# [What to produce]
Gather each line in the entries that includes the string "this".

# [Recorded data]
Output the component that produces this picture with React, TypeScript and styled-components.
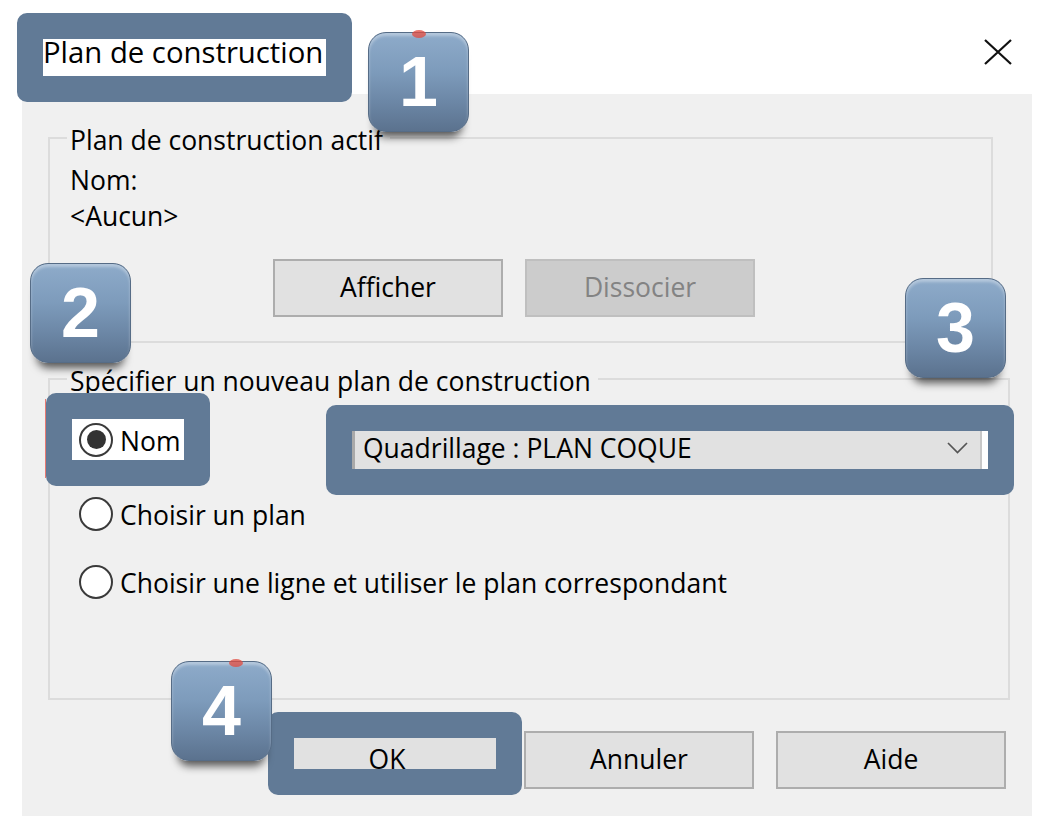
import styled, { createGlobalStyle } from "styled-components";

const GlobalStyle = createGlobalStyle`
  html, body {
    margin: 0;
    padding: 0;
    background: #ffffff;
  }
  * {
    box-sizing: border-box;
  }
`;

const Screen = styled.div`
  position: relative;
  width: 1038px;
  height: 836px;
  overflow: hidden;
  background: #ffffff;
  color: #000000;
  font-family: "Open Sans", "Noto Sans", sans-serif;
  font-size: 26.5px;
`;

const TitleBar = styled.header`
  height: 94px;
  display: flex;
  align-items: flex-start;
  justify-content: space-between;
  padding: 39px 26px 0 43px;
`;

const Spot = styled.div<{ $fill?: string }>`
  position: relative;
  background: ${(p) => p.$fill ?? "transparent"};
`;

// dark annotation frame; the hole in the middle shows the control below
const Callout = styled.span<{ $t?: number; $r?: number; $b?: number; $l?: number; $red?: boolean }>`
  position: absolute;
  top: ${(p) => p.$t ?? -26}px;
  right: ${(p) => p.$r ?? -26}px;
  bottom: ${(p) => p.$b ?? -26}px;
  left: ${(p) => p.$l ?? -26}px;
  border: 26px solid #617a96;
  border-radius: 10px;
  pointer-events: none;
  z-index: 2;
  &::before {
    content: "";
    display: ${(p) => (p.$red ? "block" : "none")};
    position: absolute;
    left: -27px;
    top: -20px;
    bottom: -18px;
    width: 1px;
    background: rgba(226, 70, 60, 0.7);
  }
`;

const TitleText = styled.div`
  margin-top: 1px;
  height: 36px;
  padding: 0 3px 10px 0;
  font-size: 29.3px;
  line-height: 25px;
  white-space: nowrap;
`;

const CloseButton = styled.button`
  width: 28px;
  height: 26px;
  padding: 0;
  border: 0;
  background: none;
  display: flex;
  svg {
    display: block;
  }
`;

const DialogBody = styled.main`
  margin-left: 22px;
  width: 1010px;
  height: 722px;
  background: #f0f0f0;
  padding: 26px 0 0 26px;
  display: flex;
  flex-direction: column;
  align-items: flex-start;
`;

const Group = styled.fieldset<{ $w: number; $h: number; $top: number; $gap?: number }>`
  width: ${(p) => p.$w}px;
  height: ${(p) => p.$h}px;
  margin: ${(p) => p.$gap ?? 0}px 0 0 0;
  min-width: 0;
  border: 2px solid #dcdcdc;
  padding: ${(p) => p.$top}px 20px 0 20px;
  display: flex;
  flex-direction: column;
  align-items: flex-start;
`;

const Legend = styled.legend`
  margin-left: -3px;
  padding: 5px 7px 0 3px;
  font-size: 26.5px;
  line-height: 30px;
  white-space: nowrap;
`;

const TextLine = styled.div`
  line-height: 36px;
  white-space: nowrap;
`;

const ButtonRow = styled.div<{ $indent?: number }>`
  display: flex;
  gap: 22px;
  margin-top: 25px;
  padding-left: ${(p) => p.$indent ?? 0}px;
`;

const Footer = styled.div`
  align-self: stretch;
  display: flex;
  justify-content: flex-end;
  gap: 22px;
  margin-top: 31px;
  padding-right: 26px;
`;

const Button = styled.button`
  width: 230px;
  height: 58px;
  padding: 0 0 3px;
  border: 2px solid #adadad;
  background: #e1e1e1;
  color: #000000;
  font-family: inherit;
  font-size: 26.5px;
  line-height: 36px;
  &:disabled {
    border-color: #bfbfbf;
    background: #cccccc;
    color: #838383;
  }
`;

const OptionRow = styled.div<{ $gap?: number }>`
  display: flex;
  align-items: flex-start;
  margin: ${(p) => p.$gap ?? 0}px 0 0 2px;
`;

const RadioLabel = styled.label<{ $w?: number }>`
  display: flex;
  align-items: center;
  gap: 7px;
  height: 41px;
  width: ${(p) => (p.$w ? `${p.$w}px` : "auto")};
  padding: 0 4px 0 7px;
  white-space: nowrap;
  span {
    margin-top: 3px;
    line-height: 36px;
  }
`;

const RadioDot = styled.i<{ $on?: boolean }>`
  flex: none;
  width: 34px;
  height: 34px;
  border-radius: 50%;
  border: 2.5px solid #3a3a3a;
  background: #ffffff;
  display: flex;
  align-items: center;
  justify-content: center;
  &::after {
    content: "";
    width: 19px;
    height: 19px;
    border-radius: 50%;
    background: ${(p) => (p.$on ? "#333333" : "transparent")};
  }
`;

const ComboHole = styled(Spot)`
  margin: 12px 0 0 168px;
  width: 636px;
  height: 38px;
  padding-right: 6px;
  display: flex;
`;

const Combo = styled.div`
  flex: 1;
  display: flex;
  align-items: center;
  justify-content: space-between;
  background: #e1e1e1;
  border-left: 3px solid #a9a9a9;
  border-right: 2px solid #c8c8c8;
  padding: 0 12px 4px 8px;
  line-height: 34px;
  white-space: nowrap;
`;

const Badge = styled.div<{ $x: number; $y: number; $mark?: number }>`
  position: absolute;
  left: ${(p) => p.$x}px;
  top: ${(p) => p.$y}px;
  width: 101px;
  height: 100px;
  border-radius: 18px;
  border: 1px solid #566c86;
  background: linear-gradient(180deg, #8eabca 0%, #7d9bbb 40%, #6c87a6 70%, #5b728e 100%);
  box-shadow: inset 0 3px 3px rgba(255, 255, 255, 0.35), 0 12px 8px -7px rgba(0, 0, 0, 0.65);
  color: #ffffff;
  font-family: "Liberation Sans", Arial, sans-serif;
  font-weight: bold;
  font-size: 70px;
  line-height: 1;
  display: flex;
  align-items: center;
  justify-content: center;
  z-index: 3;
  &::before {
    content: "";
    display: ${(p) => (p.$mark !== undefined ? "block" : "none")};
    position: absolute;
    left: ${(p) => p.$mark ?? 0}px;
    top: -3px;
    width: 14px;
    height: 8px;
    border-radius: 50%;
    background: rgba(224, 74, 62, 0.75);
    z-index: -1;
  }
`;

const CloseIcon = () => (
  <svg width="28" height="26" viewBox="0 0 28 26">
    <path d="M1 1 L27 25 M27 1 L1 25" stroke="#111" strokeWidth="2.2" fill="none" />
  </svg>
);

const Chevron = () => (
  <svg width="21" height="12" viewBox="0 0 21 12">
    <polyline points="1,1 10.5,10.5 20,1" stroke="#555" strokeWidth="1.7" fill="none" />
  </svg>
);

export default function App() {
  return (
    <Screen>
      <GlobalStyle />
      <TitleBar>
        <Spot $fill="#ffffff">
          <TitleText>Plan de construction</TitleText>
          <Callout />
        </Spot>
        <CloseButton aria-label="Fermer">
          <CloseIcon />
        </CloseButton>
      </TitleBar>

      <DialogBody>
        <Group $w={945} $h={223} $top={7}>
          <Legend>Plan de construction actif</Legend>
          <TextLine>Nom:</TextLine>
          <TextLine>&lt;Aucun&gt;</TextLine>
          <ButtonRow $indent={203}>
            <Button>Afficher</Button>
            <Button disabled>Dissocier</Button>
          </ButtonRow>
        </Group>

        <Group $w={962} $h={339} $top={23} $gap={18}>
          <Legend>Spécifier un nouveau plan de construction</Legend>
          <OptionRow>
            <Spot $fill="#ffffff">
              <RadioLabel $w={112}>
                <RadioDot $on />
                <span>Nom</span>
              </RadioLabel>
              <Callout $red />
            </Spot>
            <ComboHole $fill="#ffffff">
              <Combo>
                <span>Quadrillage : PLAN COQUE</span>
                <Chevron />
              </Combo>
              <Callout />
            </ComboHole>
          </OptionRow>
          <OptionRow $gap={24}>
            <RadioLabel>
              <RadioDot />
              <span>Choisir un plan</span>
            </RadioLabel>
          </OptionRow>
          <OptionRow $gap={27}>
            <RadioLabel>
              <RadioDot />
              <span>Choisir une ligne et utiliser le plan correspondant</span>
            </RadioLabel>
          </OptionRow>
        </Group>

        <Footer>
          <Spot>
            <Button>OK</Button>
            <Callout $t={-19} $r={-20} $b={-6} $l={-4} />
          </Spot>
          <Button>Annuler</Button>
          <Button>Aide</Button>
        </Footer>
      </DialogBody>

      <Badge $x={368} $y={32} $mark={43}>1</Badge>
      <Badge $x={30} $y={263}>2</Badge>
      <Badge $x={905} $y={278}>3</Badge>
      <Badge $x={171} $y={661} $mark={57}>4</Badge>
    </Screen>
  );
}
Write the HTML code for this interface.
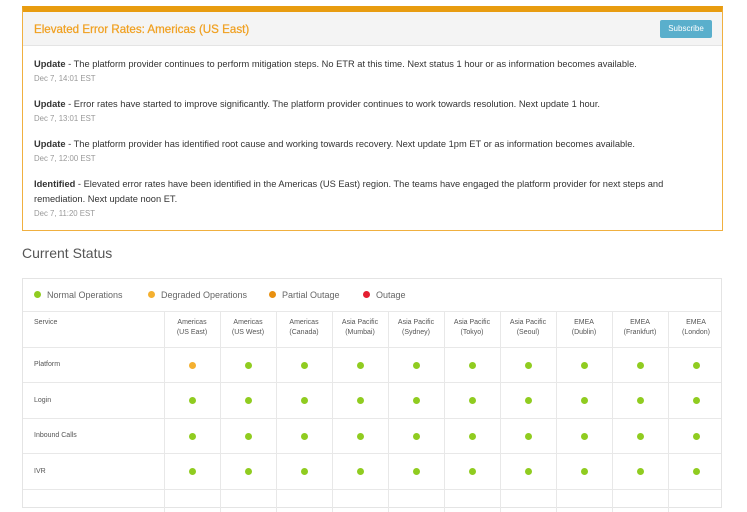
<!DOCTYPE html>
<html><head><style>
body{margin:0;background:#fff;font-family:"Liberation Sans",sans-serif;color:#333;width:747px;height:495px;overflow:hidden;position:relative}
.box{position:absolute;left:22px;top:6px;width:699px;height:218px;border:1px solid #f0b040;border-top:6px solid #e89c10;box-sizing:content-box}
.hd{height:33px;background:#f4f4f4;border-bottom:1px solid #e4e4e4;position:relative}
.hd h1{margin:0;position:absolute;left:11px;top:11px;font-size:11.6px;color:#f0a020;font-weight:normal;-webkit-text-stroke:0.25px #f0a020}
.btn{position:absolute;right:10px;top:8px;width:52px;height:18px;background:#5aafcc;border-radius:2px;color:#fff;font-size:8px;line-height:18px;text-align:center}
.up{position:absolute;left:11px;font-size:9.3px;color:#333;line-height:15px;width:675px}
.up b{font-weight:bold}
.up .d{font-size:7.8px;color:#999;line-height:13px;display:block}
.cs{position:absolute;left:22px;top:245px;font-size:14px;color:#555}
.tb{position:absolute;left:22px;top:278px;width:700px;height:230px;border:1px solid #e4e4e4;box-sizing:border-box}
.lg{position:absolute;top:11px;font-size:9px;color:#666}
.dot{display:inline-block;width:7px;height:7px;border-radius:50%;vertical-align:-0px;margin-right:6px}
.g{background:#90cc20}.y{background:#f4b030}.o{background:#e89010}.r{background:#e41e30}
.hl{position:absolute;left:0;width:698px;height:1px;background:#e8e8e8}
.vl{position:absolute;top:33px;width:1px;height:200px;background:#e8e8e8}
.c{position:absolute;font-size:7px;color:#555;text-align:center;width:56px;line-height:10px}
.s{position:absolute;left:11px;font-size:7px;color:#555}
.cd{position:absolute;width:7px;height:7px;border-radius:50%}
</style></head><body>
<div class="box"><div class="hd"><h1>Elevated Error Rates: Americas (US East)</h1><div class="btn">Subscribe</div></div>
<div class="up" style="top:45px"><b>Update</b> - The platform provider continues to perform mitigation steps. No ETR at this time. Next status 1 hour or as information becomes available.<span class="d">Dec 7, 14:01 EST</span></div>
<div class="up" style="top:85px"><b>Update</b> - Error rates have started to improve significantly. The platform provider continues to work towards resolution. Next update 1 hour.<span class="d">Dec 7, 13:01 EST</span></div>
<div class="up" style="top:125px"><b>Update</b> - The platform provider has identified root cause and working towards recovery. Next update 1pm ET or as information becomes available.<span class="d">Dec 7, 12:00 EST</span></div>
<div class="up" style="top:165px"><b>Identified</b> - Elevated error rates have been identified in the Americas (US East) region. The teams have engaged the platform provider for next steps and remediation. Next update noon ET.<span class="d">Dec 7, 11:20 EST</span></div>
</div>
<div class="cs">Current Status</div>
<div class="tb">
<div class="lg" style="left:11px"><span class="dot g"></span>Normal Operations</div>
<div class="lg" style="left:125px"><span class="dot y"></span>Degraded Operations</div>
<div class="lg" style="left:246px"><span class="dot o"></span>Partial Outage</div>
<div class="lg" style="left:340px"><span class="dot r"></span>Outage</div>
<div class="hl" style="top:32px"></div><div class="hl" style="top:68px"></div><div class="hl" style="top:103px"></div><div class="hl" style="top:139px"></div><div class="hl" style="top:174px"></div><div class="hl" style="top:210px"></div>
<div class="s" style="top:40px">Service</div>
<div class="s" style="top:82px">Platform</div>
<div class="s" style="top:118px">Login</div>
<div class="s" style="top:153px">Inbound Calls</div>
<div class="s" style="top:189px">IVR</div>
<div id="cols"></div>
</div>
<script>
var n=["Americas<br>(US East)","Americas<br>(US West)","Americas<br>(Canada)","Asia Pacific<br>(Mumbai)","Asia Pacific<br>(Sydney)","Asia Pacific<br>(Tokyo)","Asia Pacific<br>(Seoul)","EMEA<br>(Dublin)","EMEA<br>(Frankfurt)","EMEA<br>(London)"];
var h="";for(var i=0;i<10;i++){var x=141+i*56;h+='<div class="vl" style="left:'+x+'px"></div><div class="c" style="left:'+x+'px;top:39px">'+n[i]+'</div>';
[86,121,157,192].forEach(function(y,j){h+='<div class="cd '+(i==0&&j==0?'y':'g')+'" style="left:'+(x+25)+'px;top:'+(y-3)+'px"></div>'});}
document.getElementById('cols').innerHTML=h;
</script>
</body></html>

# [Result of the exercise]
Output the component that produces this picture with React, TypeScript and styled-components.
Write the HTML code for this interface.
<div class="up" style="top:45px"><b>Update</b> - The platform provider continues to perform mitigation steps. No ETR at this time. Next status 1 hour or as information becomes available.<span class="d">Dec 7, 14:01 EST</span></div>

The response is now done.